Si vede che dietro a Una figlia c'è un lungo e meticoloso lavoro di documentazione, l'acquisizione di un know how di cui il film non fa mai sfoggio ma che uno spettatore attento potrà cogliere nei rumori del carcere, a cominciare da una cella chiusa. De Matteo cerca e trova la verità anche negli stati d'animo, e lo fa anche attraverso l'uso della pellicola, che giudica fondamentale per la sua capacità di percepire la luce esattamente nello stesso modo dell'occhio umano e di rendere ancora più vivi i volti dei personaggi. Per buona parte del film, il regista ci porta in carcere con Sofia, che Ginevra Francesconi interpreta con grande intensità e straordinario controllo, lasciando intravedere il passaggio da ragazzina a donna a madre. Alla sua implosione il film contrappone l'esplosione di Pietro, che si muove fra accettazione e rifiuto, rabbia e amore genitoriale, e questo perché Una figlia è anche il diario emotivo di un padre che non riesce a smettere di essere un padre e che non capisce per quale ragione, all'interno di una famiglia che non è disfunzionale o borderline, possano accadere cose tanto terribili. Al personaggio il film affida il compito di insegnarci che le ferite pian piano si rimarginano e che dopo il disastro possono arrivare la pace e il perdono. Solo un attore attento poteva restituire senza affettazione una simile pluralità di stati d'animo, rendendo credibili rabbia e disperazione, affetto e tenerezza. Stefano Accorsi ci riesce molto bene e si abbandona con generosità al ruolo e alla disperazione di chi arriva a dire: "Mia figlia non c’è più".
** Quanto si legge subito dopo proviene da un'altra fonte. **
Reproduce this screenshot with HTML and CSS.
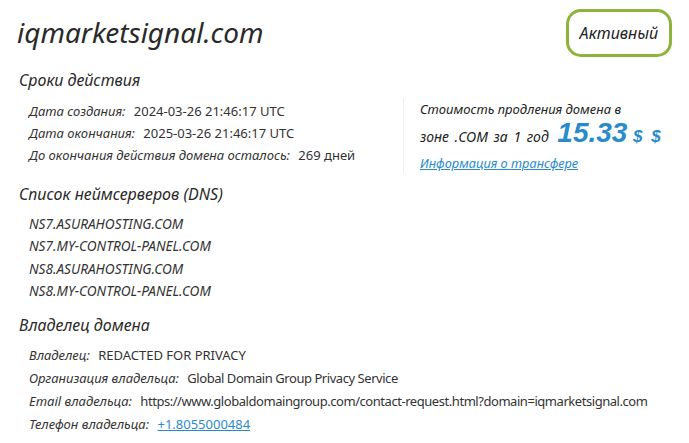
FILE: index.html
```html
<!DOCTYPE html>
<html lang="ru">
<head>
  <meta charset="UTF-8">
  <meta name="viewport" content="width=device-width, initial-scale=1.0">
  <title>iqmarketsignal.com — WHOIS</title>
  <link rel="stylesheet" href="styles.css">
</head>
<body>
  <div class="whois">
    <div class="head">
      <h1 class="domain">iqmarketsignal.com</h1>
      <div class="status">Активный</div>
    </div>

    <h2>Сроки действия</h2>
    <div class="terms">
      <div class="rows">
        <div class="row"><span class="label">Дата создания:</span> 2024-03-26 21:46:17 UTC</div>
        <div class="row"><span class="label">Дата окончания:</span> 2025-03-26 21:46:17 UTC</div>
        <div class="row"><span class="label">До окончания действия домена осталось:</span> 269 дней</div>
      </div>
      <div class="renew">
        <div class="renew-line">Стоимость продления домена в</div>
        <div class="renew-line price-line">зоне .COM за 1 год <span class="price">15.33</span> <span class="cur">$ $</span></div>
        <a href="#" class="transfer">Информация о трансфере</a>
      </div>
    </div>

    <h2 class="dns-title">Список неймсерверов (DNS)</h2>
    <ul class="ns">
      <li>NS7.ASURAHOSTING.COM</li>
      <li>NS7.MY-CONTROL-PANEL.COM</li>
      <li>NS8.ASURAHOSTING.COM</li>
      <li>NS8.MY-CONTROL-PANEL.COM</li>
    </ul>

    <h2>Владелец домена</h2>
    <div class="rows owner">
      <div class="row"><span class="label">Владелец:</span> REDACTED FOR PRIVACY</div>
      <div class="row"><span class="label">Организация владельца:</span> <span class="tight">Global Domain Group Privacy Service</span></div>
      <div class="row"><span class="label">Email владельца:</span> <span class="tight">https://www.globaldomaingroup.com/contact-request.html?domain=iqmarketsignal.com</span></div>
      <div class="row"><span class="label">Телефон владельца:</span> <a href="#" class="phone">+1.8055000484</a></div>
    </div>
  </div>
</body>
</html>
```

FILE: styles.css
```css
* { box-sizing: border-box; }
body {
  margin: 0;
  background: #fff;
  color: #333;
  font-family: "Noto Sans", "Open Sans", sans-serif;
}
.whois { padding: 9px 16px 0 17px; }
.head {
  display: flex;
  justify-content: space-between;
  align-items: flex-start;
}
.domain {
  margin: 4px 0 0;
  font-size: 28px;
  font-weight: 400;
  font-style: italic;
  color: #2a2a2a;
}
.status {
  margin-right: 1px;
  padding: 10px 11px;
  border: 3px solid #8db33a;
  border-radius: 15px;
  font-size: 16px;
  line-height: 22px;
  font-style: italic;
  color: #222;
}
h2 {
  margin: 12px 0 0 2px;
  font-size: 16px;
  font-weight: 400;
  font-style: italic;
  color: #2a2a2a;
}
.dns-title { margin-top: 10px; }
.terms {
  display: flex;
  margin-top: 9px;
}
.rows { padding-left: 12px; }
.terms .rows { width: 386px; }
.row {
  font-size: 13px;
  line-height: 22px;
  color: #333;
  white-space: nowrap;
}
.label {
  font-style: italic;
  margin-right: 5px;
}
.tight { letter-spacing: -0.45px; }

/* renewal price box */
.renew {
  border-left: 1px solid #eee;
  padding: 0 0 0 16px;
  margin-top: -2px;
}
.renew-line {
  font-size: 13px;
  font-style: italic;
  line-height: 22px;
  color: #222;
  white-space: nowrap;
}
.price-line {
  font-size: 14px;
  line-height: 26px;
  word-spacing: 2px;
}
.price {
  margin-left: 3px;
  font-family: "Liberation Sans", Arial, sans-serif;
  font-size: 28px;
  font-weight: 700;
  color: #2a8bcb;
}
.cur {
  font-family: "Liberation Sans", Arial, sans-serif;
  font-size: 17px;
  font-weight: 700;
  letter-spacing: 1px;
  color: #2a8bcb;
}
.transfer, .phone {
  color: #2a8bcb;
  text-decoration: underline;
}
.transfer {
  display: inline-block;
  margin-top: 4px;
  font-size: 12.8px;
  font-style: italic;
}
.ns {
  list-style: none;
  margin: 8px 0 0;
  padding: 0 0 0 12px;
}
.ns li {
  font-size: 13.6px;
  line-height: 22.3px;
  font-style: italic;
}
.owner { margin-top: 8px; }
.owner .row { line-height: 23px; }
```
Attenzione, però, Una figlia non è un grido di sofferenza e basta. Preferiamo considerarlo un grido di speranza e insieme il diario di una rinascita. Questa rinascita - ci avverte il regista - è possibile soprattutto grazie a quegli educatori ai quali forse non viene riconosciuto fino in fondo il merito. Insieme a pochi altri, appartengono a l'esiguo numero di individui e lavoratori che al risparmiarsi preferiscono il dare qualcosa in più.